Last, the church needs to excel in humility.  Every sin of the church in The Last Kingdom can be traced to the sin of pride. So it is in the church today. Sadly, our churches today are filled with arrogance, self-righteousness and a horrific sense of superiority. How can the church make any inroads to the world today when it is convinced it is so much better than the people in the world?  Instead of self-righteousness and pride, Jesus’ church ought to be categorized by love, peace, compassion, goodness and humility. If we did that, we wouldn’t need 124 billion dollars. We could win the world with the few dollars we have in loose change. Augustine said it this way: “If you should ask me what are the ways of God, I would tell you that the first is humility, the second is humility, and the third is humility. Not that there are no other precepts to give, but if humility does not precede all that we do, our efforts are fruitless.” What the church needs today, almost more than anything else, is humility.  
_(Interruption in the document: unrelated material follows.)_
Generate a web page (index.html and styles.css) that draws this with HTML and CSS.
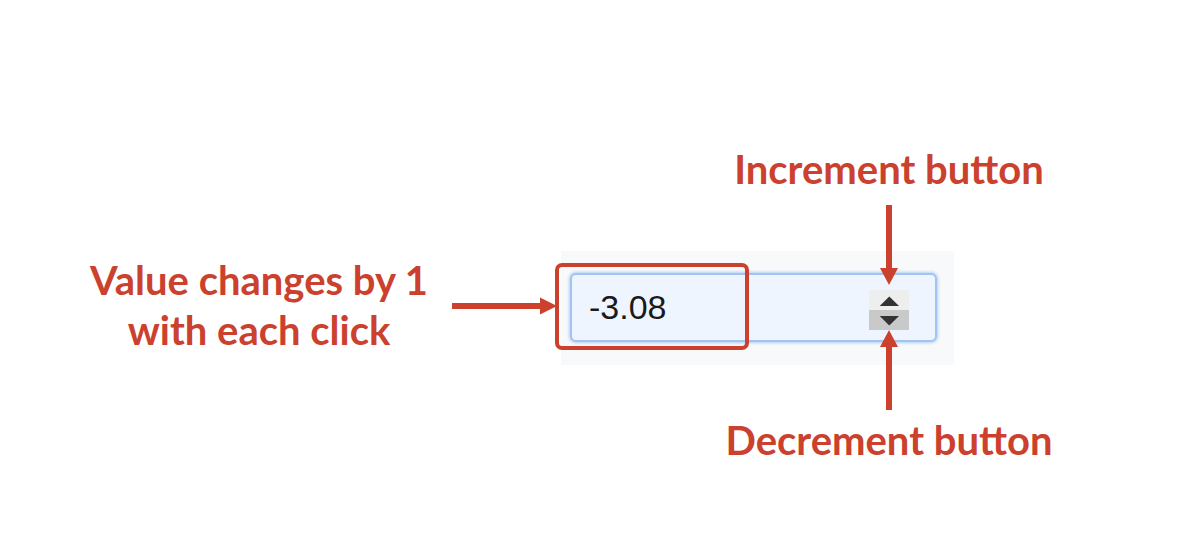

There’s a lot of sin in the world. We all know that, and we gladly confess its sin. What we don’t like to talk about or admit is our sin. But if we are going to be faithful to the gospel of grace, we need to start right there. We need to confess our sin–our greed, our arrogance, our hard-heartedness, our propensity to sin, our desire for applause and our self-righteousness–and act accordingly. I hate seeing scenes in The Last Kingdom where the church behaves badly, but there is something far worse. I hate seeing such blatant sin in the church today.  But there is something even worse. I hate seeing sin in my own life. May we all learn from bad examples and chart a new course of love and grace and goodness and humility so that the world can truly see Jesus in us.  The Kingdom of God is the only kingdom worth defending, and we defend it primarily with deeds of love and mercy and lives that follow Jesus.